§ WORK INSTRUCTIONS
Copy every line of the following data that includes the string "this".

== == ==

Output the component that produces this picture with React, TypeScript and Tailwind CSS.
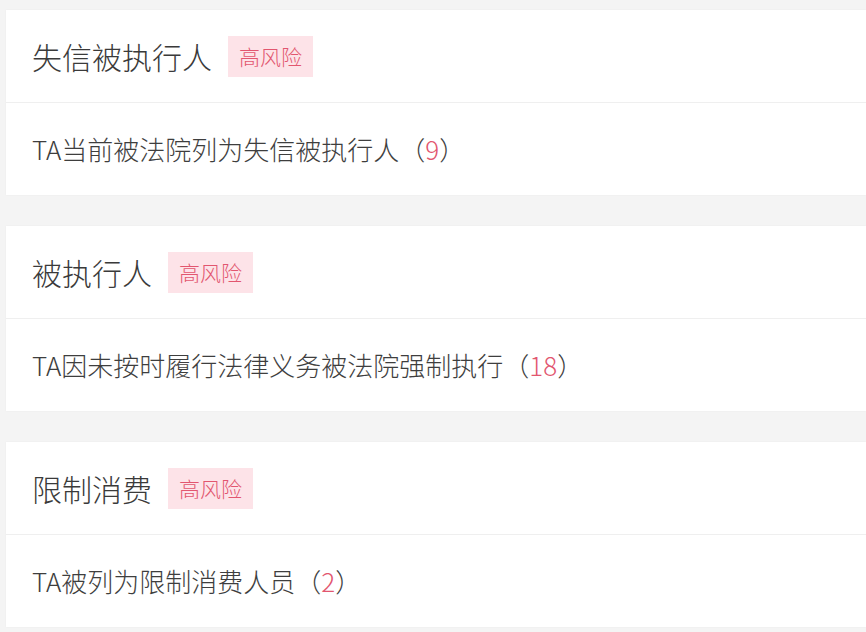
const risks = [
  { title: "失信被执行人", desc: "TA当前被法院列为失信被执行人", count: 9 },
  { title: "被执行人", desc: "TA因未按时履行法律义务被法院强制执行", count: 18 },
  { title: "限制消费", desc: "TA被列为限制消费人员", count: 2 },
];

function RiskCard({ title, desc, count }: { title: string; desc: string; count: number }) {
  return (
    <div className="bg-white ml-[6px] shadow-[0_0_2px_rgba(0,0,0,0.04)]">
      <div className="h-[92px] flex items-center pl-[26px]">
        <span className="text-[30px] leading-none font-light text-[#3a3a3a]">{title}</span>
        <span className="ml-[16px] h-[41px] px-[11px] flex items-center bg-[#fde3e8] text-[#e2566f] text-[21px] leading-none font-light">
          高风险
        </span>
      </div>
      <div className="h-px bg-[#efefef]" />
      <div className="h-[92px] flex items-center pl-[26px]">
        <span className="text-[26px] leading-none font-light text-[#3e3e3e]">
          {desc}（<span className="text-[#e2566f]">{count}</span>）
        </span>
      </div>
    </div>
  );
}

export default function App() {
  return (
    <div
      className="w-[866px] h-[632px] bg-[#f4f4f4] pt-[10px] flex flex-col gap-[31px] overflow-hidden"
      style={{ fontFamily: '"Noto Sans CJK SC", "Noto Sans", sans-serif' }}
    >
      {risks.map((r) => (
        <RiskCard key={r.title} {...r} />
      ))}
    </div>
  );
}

== == ==

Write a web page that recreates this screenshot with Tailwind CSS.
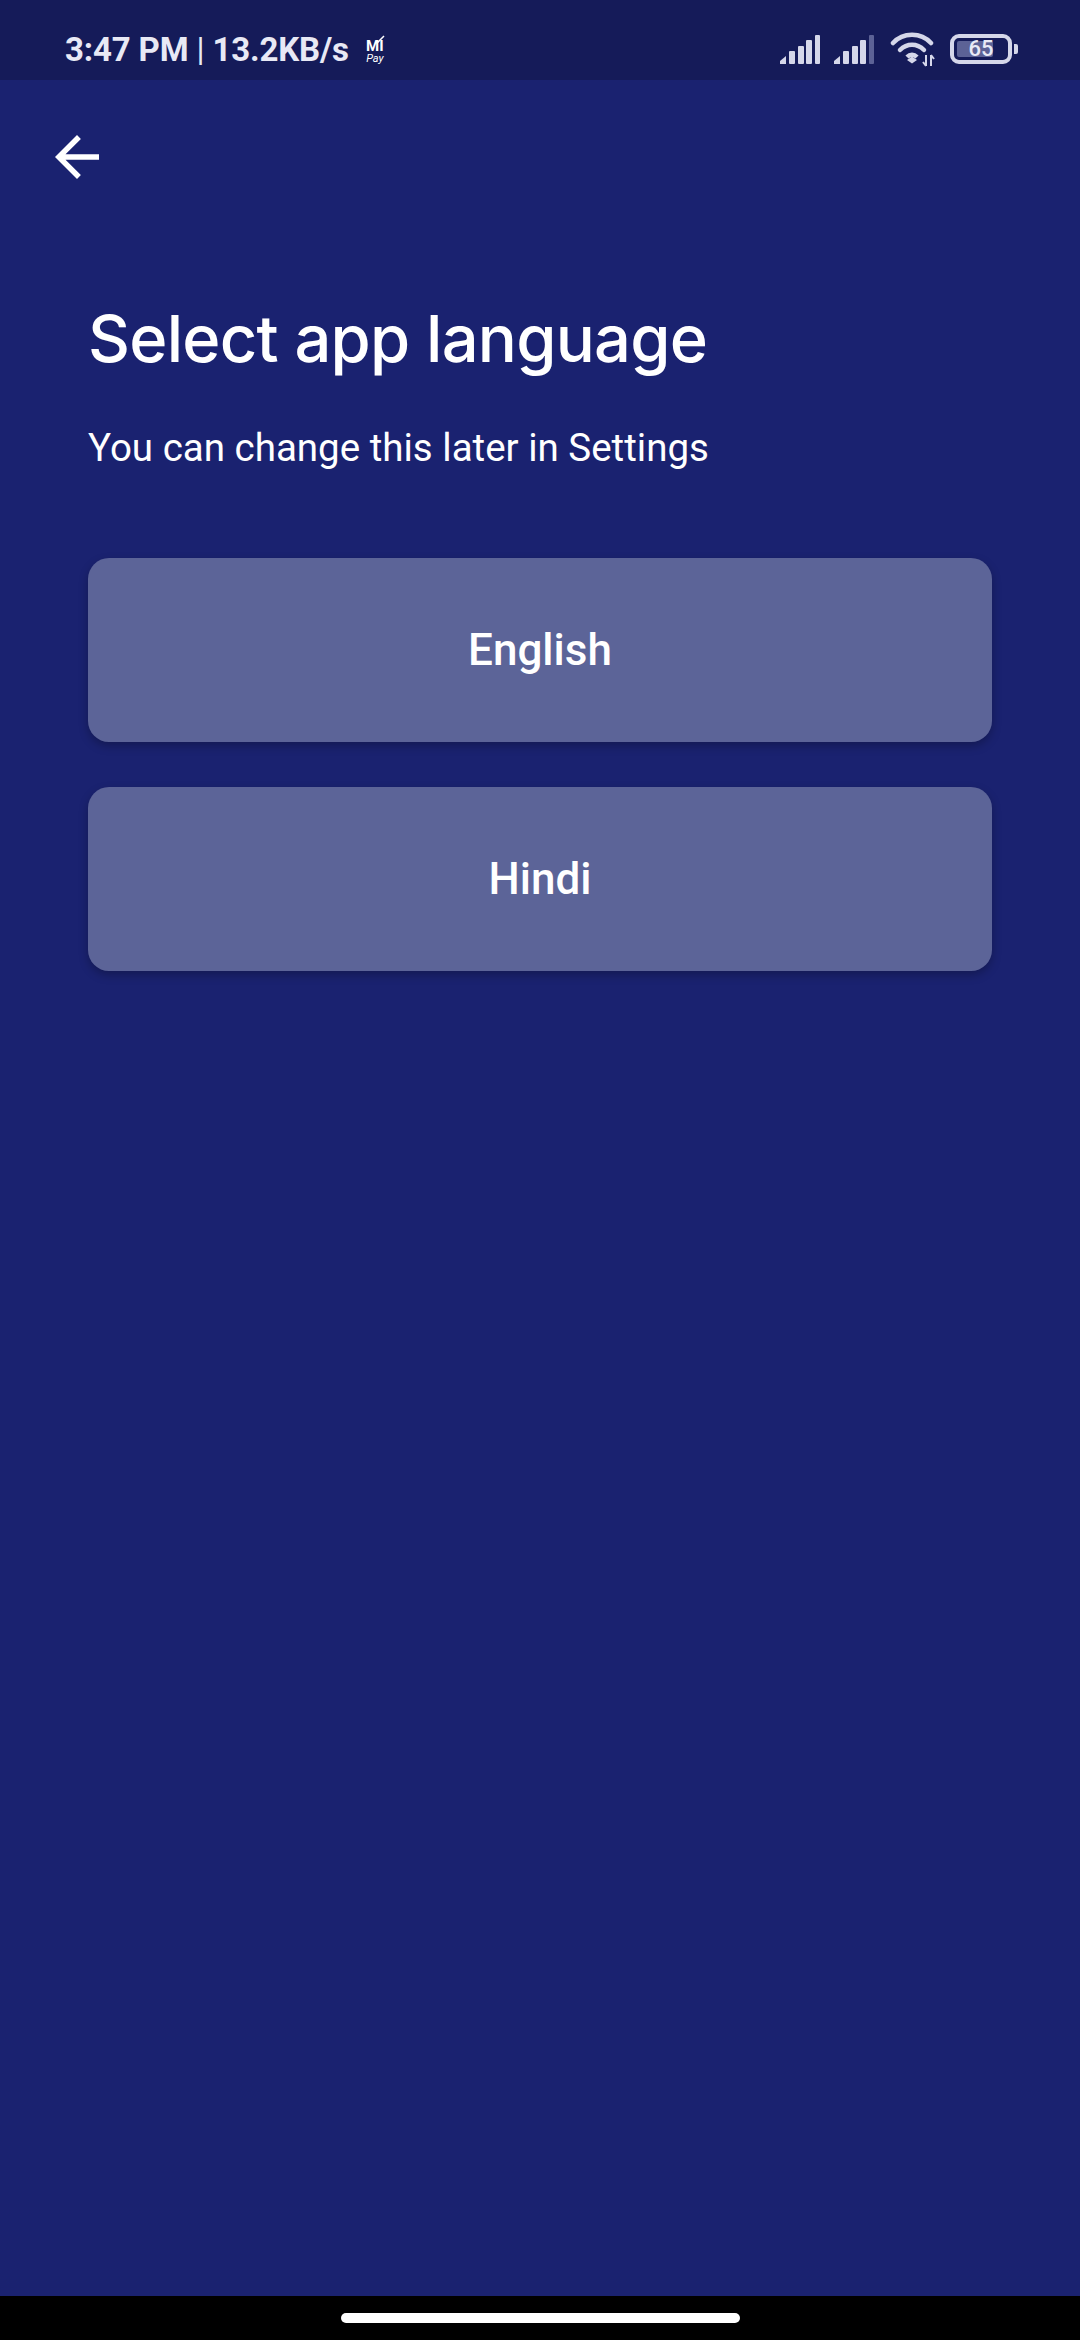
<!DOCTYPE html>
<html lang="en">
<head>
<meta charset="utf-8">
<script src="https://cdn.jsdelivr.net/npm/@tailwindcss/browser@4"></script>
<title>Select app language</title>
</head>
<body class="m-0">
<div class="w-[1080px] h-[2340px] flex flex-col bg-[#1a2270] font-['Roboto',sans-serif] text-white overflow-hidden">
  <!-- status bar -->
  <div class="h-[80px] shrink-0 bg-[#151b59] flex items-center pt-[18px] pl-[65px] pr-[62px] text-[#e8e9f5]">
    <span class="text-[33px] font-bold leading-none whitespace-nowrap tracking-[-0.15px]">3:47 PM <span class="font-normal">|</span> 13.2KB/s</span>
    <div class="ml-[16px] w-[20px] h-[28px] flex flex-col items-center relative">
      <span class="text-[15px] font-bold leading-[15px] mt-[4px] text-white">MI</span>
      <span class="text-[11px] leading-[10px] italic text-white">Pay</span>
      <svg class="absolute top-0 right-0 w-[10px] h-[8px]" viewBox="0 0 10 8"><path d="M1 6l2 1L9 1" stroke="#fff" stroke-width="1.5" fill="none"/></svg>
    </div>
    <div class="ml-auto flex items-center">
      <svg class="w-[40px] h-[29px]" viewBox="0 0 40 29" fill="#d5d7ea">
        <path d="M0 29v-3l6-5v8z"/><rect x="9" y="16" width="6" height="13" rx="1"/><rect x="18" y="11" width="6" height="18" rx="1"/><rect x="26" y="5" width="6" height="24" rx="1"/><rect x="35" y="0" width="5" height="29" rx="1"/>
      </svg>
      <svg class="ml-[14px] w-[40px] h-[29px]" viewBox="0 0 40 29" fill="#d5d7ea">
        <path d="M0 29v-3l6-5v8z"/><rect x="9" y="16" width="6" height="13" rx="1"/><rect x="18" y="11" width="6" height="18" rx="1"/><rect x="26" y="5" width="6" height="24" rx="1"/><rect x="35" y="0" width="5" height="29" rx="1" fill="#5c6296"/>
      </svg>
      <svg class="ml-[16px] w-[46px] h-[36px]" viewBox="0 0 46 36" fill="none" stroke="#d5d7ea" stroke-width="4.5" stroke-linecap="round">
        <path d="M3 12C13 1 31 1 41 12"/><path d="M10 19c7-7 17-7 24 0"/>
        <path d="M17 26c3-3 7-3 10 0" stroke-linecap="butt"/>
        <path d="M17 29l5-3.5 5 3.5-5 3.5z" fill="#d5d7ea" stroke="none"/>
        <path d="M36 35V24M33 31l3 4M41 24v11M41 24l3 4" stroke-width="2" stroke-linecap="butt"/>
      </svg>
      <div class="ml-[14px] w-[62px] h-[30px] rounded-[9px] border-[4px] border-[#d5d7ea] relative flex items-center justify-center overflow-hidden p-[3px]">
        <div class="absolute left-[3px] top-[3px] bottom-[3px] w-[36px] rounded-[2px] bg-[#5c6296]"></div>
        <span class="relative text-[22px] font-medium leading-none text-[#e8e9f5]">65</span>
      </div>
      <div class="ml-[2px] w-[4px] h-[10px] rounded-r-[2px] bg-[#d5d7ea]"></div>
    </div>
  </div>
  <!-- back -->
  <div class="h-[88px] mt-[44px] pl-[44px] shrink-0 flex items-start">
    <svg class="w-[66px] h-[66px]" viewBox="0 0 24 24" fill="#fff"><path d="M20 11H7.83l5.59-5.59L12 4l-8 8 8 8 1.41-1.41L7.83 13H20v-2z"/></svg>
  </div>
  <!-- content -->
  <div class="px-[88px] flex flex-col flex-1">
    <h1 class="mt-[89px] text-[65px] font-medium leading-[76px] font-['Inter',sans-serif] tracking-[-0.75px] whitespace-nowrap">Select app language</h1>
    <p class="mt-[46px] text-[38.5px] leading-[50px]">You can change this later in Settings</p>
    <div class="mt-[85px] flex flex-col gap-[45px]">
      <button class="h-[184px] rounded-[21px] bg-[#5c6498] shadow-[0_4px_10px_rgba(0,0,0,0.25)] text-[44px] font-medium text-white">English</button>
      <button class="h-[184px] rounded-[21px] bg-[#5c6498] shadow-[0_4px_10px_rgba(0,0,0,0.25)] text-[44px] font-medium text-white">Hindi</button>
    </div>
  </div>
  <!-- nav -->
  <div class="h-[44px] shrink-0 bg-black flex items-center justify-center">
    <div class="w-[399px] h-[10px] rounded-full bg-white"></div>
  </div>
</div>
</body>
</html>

== == ==

§ SOLVED EXERCISE
Output the component that produces this picture with React, TypeScript and Tailwind CSS.
Write a web page that recreates this screenshot with Tailwind CSS.
    <p class="mt-[46px] text-[38.5px] leading-[50px]">You can change this later in Settings</p>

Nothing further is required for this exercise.